Something Sweet to Finish
Something sweet to finish the meal is always lovely when you have guests, whether you have room for it or not! I am a little bit obsessed with local Adelaide Hills Corella pears at the moment. Pears work perfectly with something Spanish inspired because teaming them with flavours like cinnamon, vanilla, chocolate, almonds or hazelnuts and sweet dessert wine just makes them sing.
I haven’t quite decided what I’ll be serving for dessert tonight so you will just have to watch this space!
Alternatively you could save your cheese for the end of the meal and accompany it with fresh fruit, and a piece of top quality chocolate.

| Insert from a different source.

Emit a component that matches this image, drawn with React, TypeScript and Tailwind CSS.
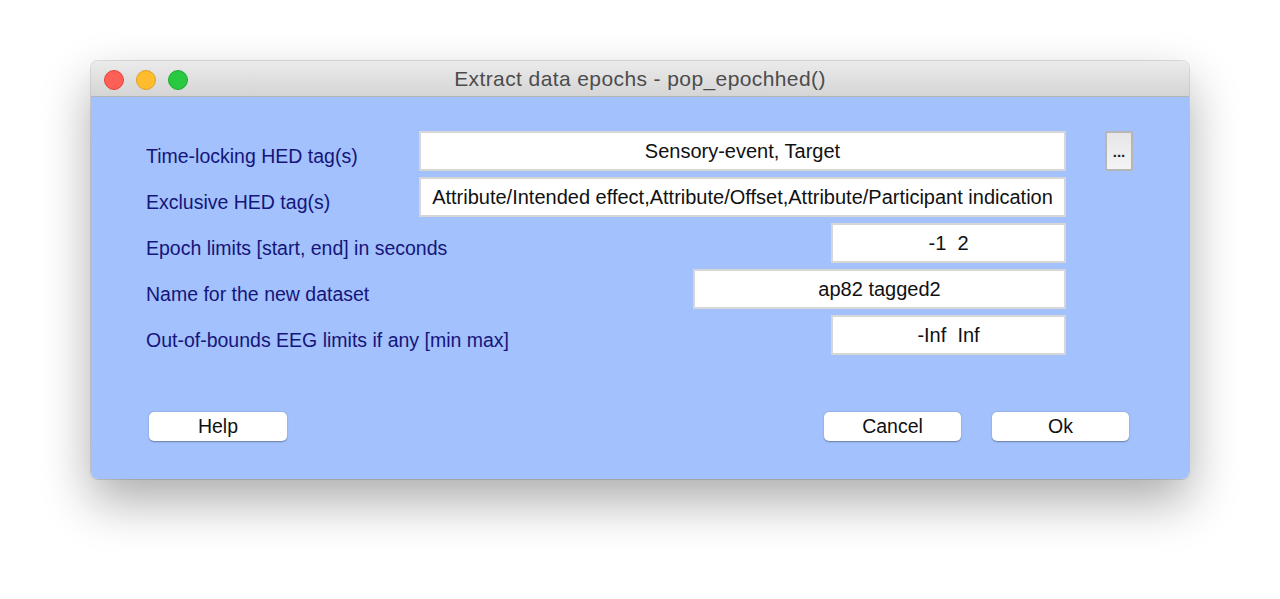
import React from "react";

const font = { fontFamily: '"Liberation Sans", Arial, Helvetica, sans-serif' };

function Field({ value, width }: { value: string; width: string }) {
  return (
    <div
      className={`${width} h-[40px] bg-white border-2 border-[#d6d6d6] flex items-center justify-center text-[20px] text-[#111] whitespace-pre overflow-hidden`}
    >
      {value}
    </div>
  );
}

function Row({
  label,
  value,
  width,
  extra,
}: {
  label: string;
  value: string;
  width: string;
  extra?: React.ReactNode;
}) {
  return (
    <div className="flex h-[40px] items-center">
      <div className="flex-1 pt-[11px] text-[19.5px] text-[#15157a] whitespace-nowrap">{label}</div>
      <Field value={value} width={width} />
      <div className="w-[67px] h-[40px] flex justify-end">{extra}</div>
    </div>
  );
}

function Btn({ label, width }: { label: string; width: string }) {
  return (
    <div
      className={`${width} h-[29px] bg-white rounded-[5px] flex items-center justify-center text-[19.5px] text-[#111] shadow-[0_0.5px_1.5px_rgba(0,0,0,0.35)]`}
    >
      {label}
    </div>
  );
}

export default function App() {
  return (
    <div className="w-[1280px] h-[599px] bg-white pt-[61px] pl-[91px]" style={font}>
      <div className="w-[1098px] h-[418px] rounded-[7px] overflow-hidden flex flex-col shadow-[0_22px_50px_rgba(0,0,0,0.33),0_0_0_1px_rgba(0,0,0,0.12)]">
        <div className="relative h-[36px] shrink-0 bg-gradient-to-b from-[#ebebeb] to-[#d5d5d5] border-b border-[#b4b4b4] flex items-center justify-center">
          <div className="absolute left-[13px] top-[9px] flex gap-[12px]">
            <div className="w-[20px] h-[20px] rounded-full bg-[#fe5f57] border border-[#e1453f]" />
            <div className="w-[20px] h-[20px] rounded-full bg-[#febc2e] border border-[#dfa125]" />
            <div className="w-[20px] h-[20px] rounded-full bg-[#28c840] border border-[#1eab33]" />
          </div>
          <div className="text-[21px] tracking-[0.4px] text-[#4c4c4c] pt-[1px]">Extract data epochs - pop_epochhed()</div>
        </div>
        <div className="flex-1 bg-[#a3c1fd] flex flex-col pt-[34px] pl-[55px] pr-[56px]">
          <div className="flex flex-col gap-[6px]">
            <Row
              label="Time-locking HED tag(s)"
              value="Sensory-event, Target"
              width="w-[647px]"
              extra={
                <div className="w-[28px] h-[40px] bg-gradient-to-b from-[#e6e6e6] to-[#f4f4f4] border-2 border-[#b6b6b6] rounded-[2px] flex items-center justify-center text-[15px] font-bold text-[#222] pt-[3px]">
                  ...
                </div>
              }
            />
            <Row
              label="Exclusive HED tag(s)"
              value="Attribute/Intended effect,Attribute/Offset,Attribute/Participant indication"
              width="w-[647px]"
            />
            <Row label="Epoch limits [start, end] in seconds" value="-1  2" width="w-[235px]" />
            <Row label="Name for the new dataset" value="ap82 tagged2" width="w-[373px]" />
            <Row label="Out-of-bounds EEG limits if any [min max]" value="-Inf  Inf" width="w-[235px]" />
          </div>
          <div className="flex mt-[57px] pl-[3px] pr-[4px]">
            <Btn label="Help" width="w-[138px]" />
            <div className="flex-1" />
            <div className="flex gap-[31px]">
              <Btn label="Cancel" width="w-[137px]" />
              <Btn label="Ok" width="w-[137px]" />
            </div>
          </div>
        </div>
      </div>
    </div>
  );
}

A dark chocolate mousse spiked with amaretto or Frangelico would be divine or why not introduce some orange flavours in to those easy peasy chocolate fondants for a jaffa flavoured twist. You can watch me make chocolate fondant here, I would add ¼ cup Cointreau or Grand Marnier to the mix with the fine zest from ½-1 orange (depending on how big your orange is) to give about 1 Tbs.
Whatever you choose to serve to end your meal a beautiful, sweet dessert wine is essential and perhaps some small cups of chilli spiked hot chocolate.